Set down the full listing exactly as given. Any pictures are to be left out.

═════ Recorded data

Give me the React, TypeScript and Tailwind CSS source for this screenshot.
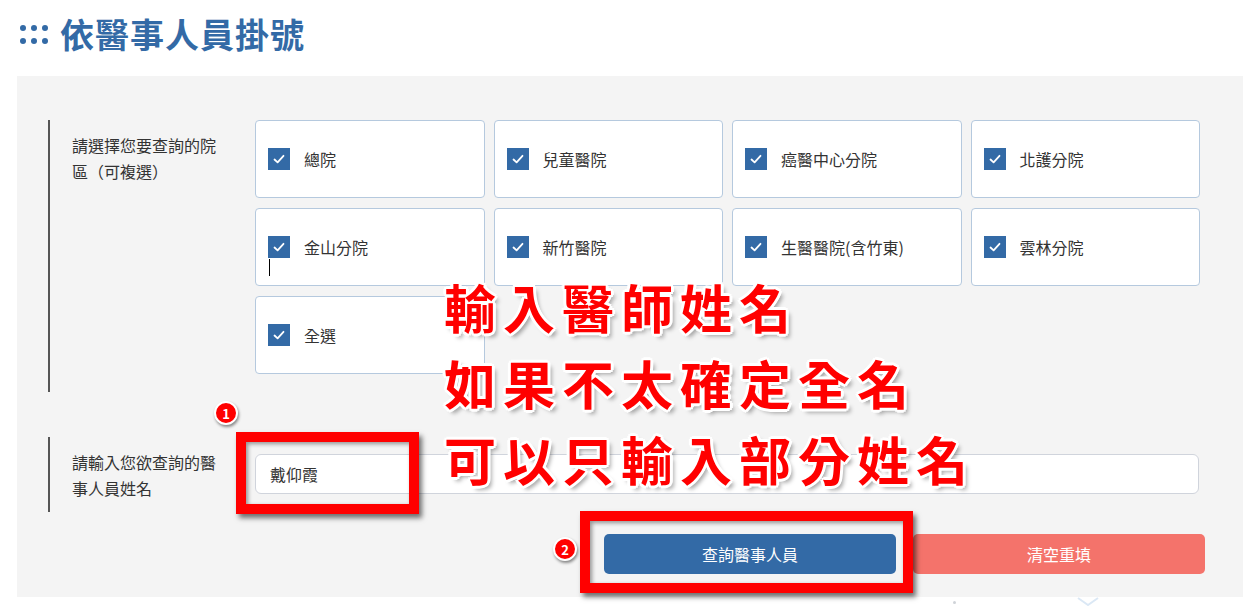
import React from "react";

const hospitals = [
  "總院",
  "兒童醫院",
  "癌醫中心分院",
  "北護分院",
  "金山分院",
  "新竹醫院",
  "生醫醫院(含竹東)",
  "雲林分院",
  "全選",
];

function Check() {
  return (
    <span className="flex h-[22px] w-[22px] shrink-0 items-center justify-center bg-[#336aa6]">
      <svg width="14" height="14" viewBox="0 0 14 14" fill="none">
        <path d="M2.5 7.5 L5.6 10.4 L11.5 3.8" stroke="#fff" strokeWidth="1.8" strokeLinecap="round" strokeLinejoin="round" />
      </svg>
    </span>
  );
}

function Badge({ n }: { n: string }) {
  return (
    <span className="flex h-[24px] w-[24px] items-center justify-center rounded-full border-2 border-white bg-[#f00] text-[13px] font-bold leading-none text-white shadow-[1px_2px_3px_rgba(0,0,0,0.45)]">
      {n}
    </span>
  );
}

const redText =
  "text-[52px] font-bold leading-[76px] tracking-[7px] text-[#ff0000] [text-shadow:3px_0_0_#fff,-3px_0_0_#fff,0_3px_0_#fff,0_-3px_0_#fff,2px_2px_0_#fff,-2px_-2px_0_#fff,2px_-2px_0_#fff,-2px_2px_0_#fff,4px_4px_4px_rgba(0,0,0,0.35)]";

export default function App() {
  return (
    <div
      className="relative h-[606px] w-[1257px] overflow-hidden bg-white text-[#333]"
      style={{ fontFamily: '"Noto Sans CJK TC", "Noto Sans", sans-serif' }}
    >
      {/* Title */}
      <div className="flex h-[76px] items-center pl-[20px] pb-[8px]">
        <div className="grid grid-cols-3 gap-x-[5px] gap-y-[7px]">
          {Array.from({ length: 6 }).map((_, i) => (
            <span key={i} className="h-[6px] w-[6px] rounded-full bg-[#336aa6]" />
          ))}
        </div>
        <h1 className="ml-[12px] text-[34px] font-bold leading-none tracking-[1px] text-[#336aa6]">
          依醫事人員掛號
        </h1>
      </div>

      {/* Panel */}
      <div className="mx-[17px] w-[1226px] bg-[#f4f4f4] pt-[44px] pb-[23px] pl-[31px] pr-[38px]">
        {/* Group 1 */}
        <div className="flex border-l-2 border-[#555] pb-[18px] pl-[22px]">
          <div className="w-[150px] shrink-0 pt-[12px] text-[16px] leading-[26px]">
            請選擇您要查詢的院區（可複選）
          </div>
          <div className="ml-[33px] grid w-[945px] grid-cols-4 gap-x-[9px] gap-y-[10px]">
            {hospitals.map((h, i) => (
              <div
                key={h}
                className="relative flex h-[78px] items-center gap-[14px] rounded-[4px] border border-[#b5c9de] bg-white pl-[12px]"
              >
                <Check />
                <span className="text-[16px]">{h}</span>
                {i === 4 && (
                  <span className="absolute left-[13px] top-[50px] h-[17px] w-px bg-black" />
                )}
              </div>
            ))}
          </div>
        </div>

        {/* Group 2 */}
        <div className="mt-[45px] flex border-l-2 border-[#555] pl-[22px]">
          <div className="w-[150px] shrink-0 pt-[12px] text-[16px] leading-[26px]">
            請輸入您欲查詢的醫事人員姓名
          </div>
          <div className="ml-[33px] mt-[17px] mb-[18px] flex h-[40px] w-[944px] items-center rounded-[6px] border border-[#d0d4dc] bg-white pl-[14px] text-[16px]">
            戴仰霞
          </div>
        </div>

        {/* Buttons */}
        <div className="mt-[22px] flex justify-end gap-[17px]">
          <button className="flex h-[40px] w-[292px] items-center justify-center rounded-[5px] bg-[#336aa6] text-[16px] text-white">
            查詢醫事人員
          </button>
          <button className="flex h-[40px] w-[292px] items-center justify-center rounded-[5px] bg-[#f4736b] text-[16px] text-white">
            清空重填
          </button>
        </div>
      </div>

      {/* below panel */}
      <div className="relative h-[12px]">
        <span className="absolute left-[953px] top-[4px] h-[3px] w-[3px] rounded-full bg-[#cfd3d8]" />
        <svg className="absolute left-[1076px] top-0" width="24" height="10" viewBox="0 0 24 10">
          <path d="M2 1 L12 8 L22 1" fill="none" stroke="#dbe8f5" strokeWidth="2" />
        </svg>
      </div>

      {/* Annotations */}
      <div className="absolute left-[236px] top-[432px] h-[82px] w-[183px] border-[10px] border-[#ff0000] shadow-[3px_4px_5px_rgba(0,0,0,0.55),inset_2px_2px_4px_rgba(0,0,0,0.4)]" />
      <div className="absolute left-[580px] top-[511px] h-[82px] w-[333px] border-[10px] border-[#ff0000] shadow-[3px_4px_5px_rgba(0,0,0,0.55),inset_2px_2px_4px_rgba(0,0,0,0.4)]" />
      <div className="absolute left-[214px] top-[401px]">
        <Badge n="1" />
      </div>
      <div className="absolute left-[553px] top-[537px]">
        <Badge n="2" />
      </div>

      <div className={"absolute left-[444px] top-[269px] whitespace-nowrap " + redText}>
        <div>輸入醫師姓名</div>
        <div>如果不太確定全名</div>
        <div>可以只輸入部分姓名</div>
      </div>
    </div>
  );
}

══════════

### Task answer
Give me the React, TypeScript and Tailwind CSS source for this screenshot.
import React from "react";

const hospitals = [
  "總院",
  "兒童醫院",
  "癌醫中心分院",
  "北護分院",
  "金山分院",
  "新竹醫院",
  "生醫醫院(含竹東)",
  "雲林分院",
  "全選",
];

function Check() {
  return (
    <span className="flex h-[22px] w-[22px] shrink-0 items-center justify-center bg-[#336aa6]">
      <svg width="14" height="14" viewBox="0 0 14 14" fill="none">
        <path d="M2.5 7.5 L5.6 10.4 L11.5 3.8" stroke="#fff" strokeWidth="1.8" strokeLinecap="round" strokeLinejoin="round" />
      </svg>
    </span>
  );
}

function Badge({ n }: { n: string }) {
  return (
    <span className="flex h-[24px] w-[24px] items-center justify-center rounded-full border-2 border-white bg-[#f00] text-[13px] font-bold leading-none text-white shadow-[1px_2px_3px_rgba(0,0,0,0.45)]">
      {n}
    </span>
  );
}

const redText =
  "text-[52px] font-bold leading-[76px] tracking-[7px] text-[#ff0000] [text-shadow:3px_0_0_#fff,-3px_0_0_#fff,0_3px_0_#fff,0_-3px_0_#fff,2px_2px_0_#fff,-2px_-2px_0_#fff,2px_-2px_0_#fff,-2px_2px_0_#fff,4px_4px_4px_rgba(0,0,0,0.35)]";

export default function App() {
  return (
    <div
      className="relative h-[606px] w-[1257px] overflow-hidden bg-white text-[#333]"
      style={{ fontFamily: '"Noto Sans CJK TC", "Noto Sans", sans-serif' }}
    >
      {/* Title */}
      <div className="flex h-[76px] items-center pl-[20px] pb-[8px]">
        <div className="grid grid-cols-3 gap-x-[5px] gap-y-[7px]">
          {Array.from({ length: 6 }).map((_, i) => (
            <span key={i} className="h-[6px] w-[6px] rounded-full bg-[#336aa6]" />
          ))}
        </div>
        <h1 className="ml-[12px] text-[34px] font-bold leading-none tracking-[1px] text-[#336aa6]">
          依醫事人員掛號
        </h1>
      </div>

      {/* Panel */}
      <div className="mx-[17px] w-[1226px] bg-[#f4f4f4] pt-[44px] pb-[23px] pl-[31px] pr-[38px]">
        {/* Group 1 */}
        <div className="flex border-l-2 border-[#555] pb-[18px] pl-[22px]">
          <div className="w-[150px] shrink-0 pt-[12px] text-[16px] leading-[26px]">
            請選擇您要查詢的院區（可複選）
          </div>
          <div className="ml-[33px] grid w-[945px] grid-cols-4 gap-x-[9px] gap-y-[10px]">
            {hospitals.map((h, i) => (
              <div
                key={h}
                className="relative flex h-[78px] items-center gap-[14px] rounded-[4px] border border-[#b5c9de] bg-white pl-[12px]"
              >
                <Check />
                <span className="text-[16px]">{h}</span>
                {i === 4 && (
                  <span className="absolute left-[13px] top-[50px] h-[17px] w-px bg-black" />
                )}
              </div>
            ))}
          </div>
        </div>

        {/* Group 2 */}
        <div className="mt-[45px] flex border-l-2 border-[#555] pl-[22px]">
          <div className="w-[150px] shrink-0 pt-[12px] text-[16px] leading-[26px]">
            請輸入您欲查詢的醫事人員姓名
          </div>
          <div className="ml-[33px] mt-[17px] mb-[18px] flex h-[40px] w-[944px] items-center rounded-[6px] border border-[#d0d4dc] bg-white pl-[14px] text-[16px]">
            戴仰霞
          </div>
        </div>

        {/* Buttons */}
        <div className="mt-[22px] flex justify-end gap-[17px]">
          <button className="flex h-[40px] w-[292px] items-center justify-center rounded-[5px] bg-[#336aa6] text-[16px] text-white">
            查詢醫事人員
          </button>
          <button className="flex h-[40px] w-[292px] items-center justify-center rounded-[5px] bg-[#f4736b] text-[16px] text-white">
            清空重填
          </button>
        </div>
      </div>

      {/* below panel */}
      <div className="relative h-[12px]">
        <span className="absolute left-[953px] top-[4px] h-[3px] w-[3px] rounded-full bg-[#cfd3d8]" />
        <svg className="absolute left-[1076px] top-0" width="24" height="10" viewBox="0 0 24 10">
          <path d="M2 1 L12 8 L22 1" fill="none" stroke="#dbe8f5" strokeWidth="2" />
        </svg>
      </div>

      {/* Annotations */}
      <div className="absolute left-[236px] top-[432px] h-[82px] w-[183px] border-[10px] border-[#ff0000] shadow-[3px_4px_5px_rgba(0,0,0,0.55),inset_2px_2px_4px_rgba(0,0,0,0.4)]" />
      <div className="absolute left-[580px] top-[511px] h-[82px] w-[333px] border-[10px] border-[#ff0000] shadow-[3px_4px_5px_rgba(0,0,0,0.55),inset_2px_2px_4px_rgba(0,0,0,0.4)]" />
      <div className="absolute left-[214px] top-[401px]">
        <Badge n="1" />
      </div>
      <div className="absolute left-[553px] top-[537px]">
        <Badge n="2" />
      </div>

      <div className={"absolute left-[444px] top-[269px] whitespace-nowrap " + redText}>
        <div>輸入醫師姓名</div>
        <div>如果不太確定全名</div>
        <div>可以只輸入部分姓名</div>
      </div>
    </div>
  );
}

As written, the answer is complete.